Nella denuncia sporta da Lagonia contro Mungo, era stata ripercorsa tutta la vicenda: «Dopo le feste di Capodanno 2015, Mungo mi chiamò per raggiungerlo al Ciaccio dove lavorava - denunziava il Lagonia -. Lo feci e lì mi chiese improvvisamente di dargli la somma di 3mila euro. Non capii e pensai che mi stesse chiedendo un prestito, sennonché Mungo mi disse che se volevo non avere problemi con la piscina avrei dovuto fare così, che sapevo benissimo come funzionava in questi casi. Mi disse con tono intimidatorio: “Antonio quando ti chiedo qualcosa dammela e basta, perché hai capito bene come funziona. Se mollo io, tu il giorno dopo sei fuori”».

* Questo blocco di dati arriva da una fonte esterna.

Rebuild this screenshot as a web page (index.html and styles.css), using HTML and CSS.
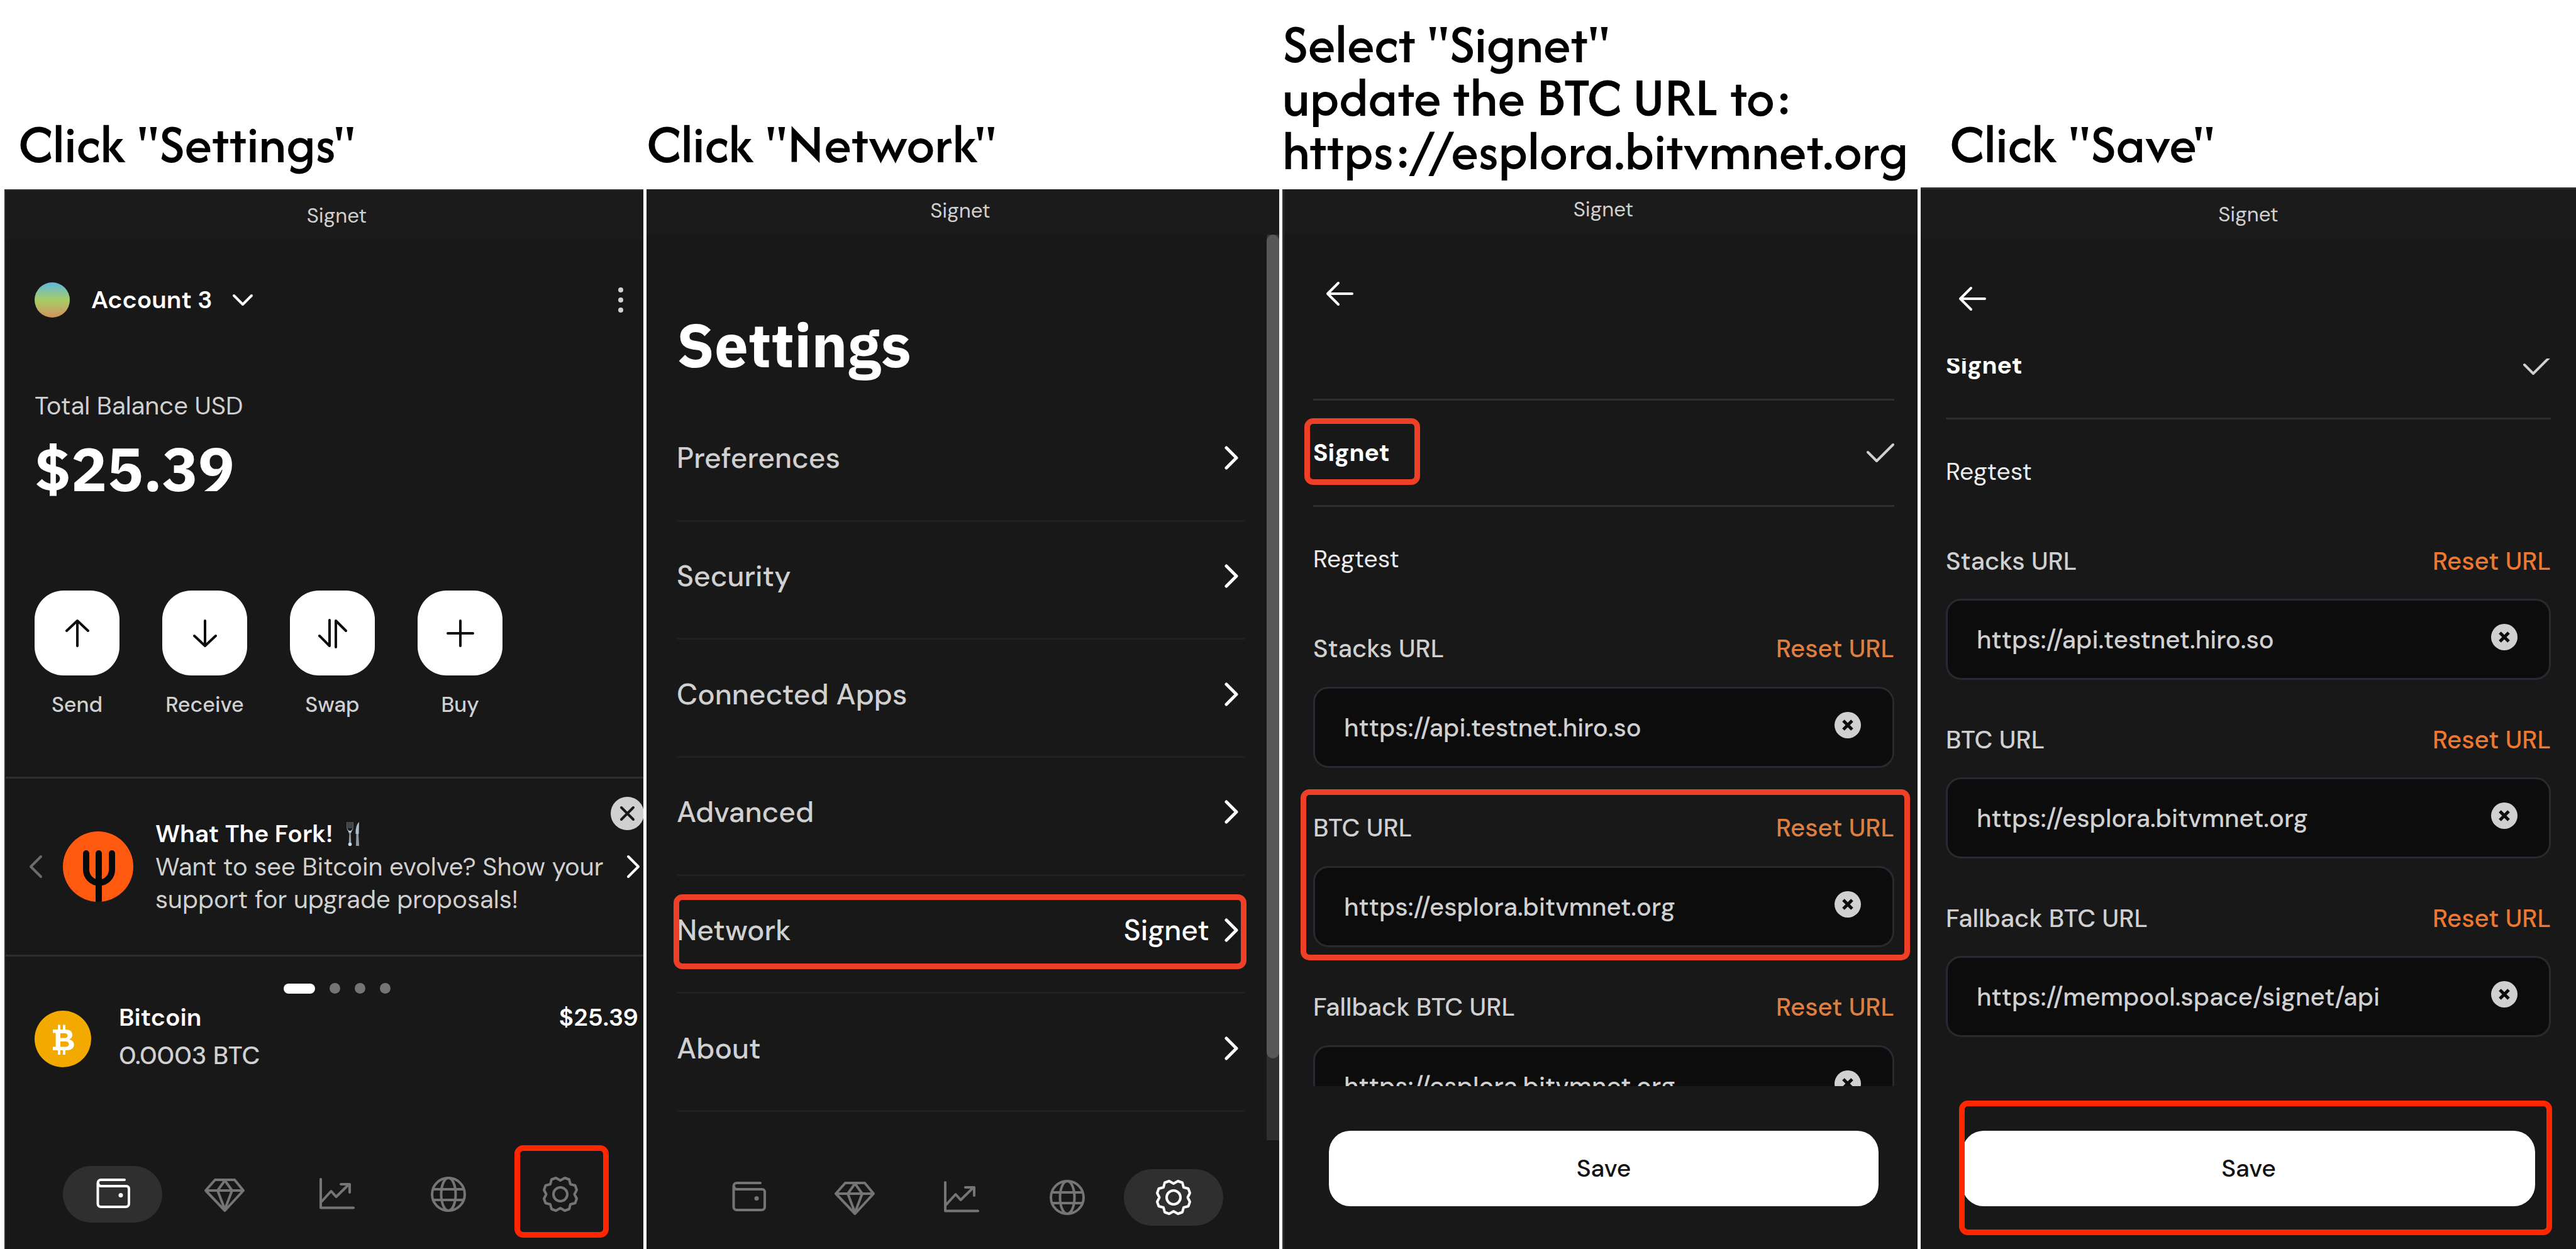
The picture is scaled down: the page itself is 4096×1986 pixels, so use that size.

L’ex assessore Mungo aveva scelto di farsi giudicare nelle forme del rito abbreviato e il giudice, al momento della condanna - ridotta per la scelta del rito -, aveva inoltre negato la concessione delle circostanze attenuanti generiche «in ragione della condotta concretamente ascritta all’imputato, dimostrativa di una peculiare spregiudicatezza nel perseguire il proposito delittuoso, approfittando della propria posizione, maturata nel contesto amministrativo e politico, per finalità di profitto estranee alla tutela del bene pubblico».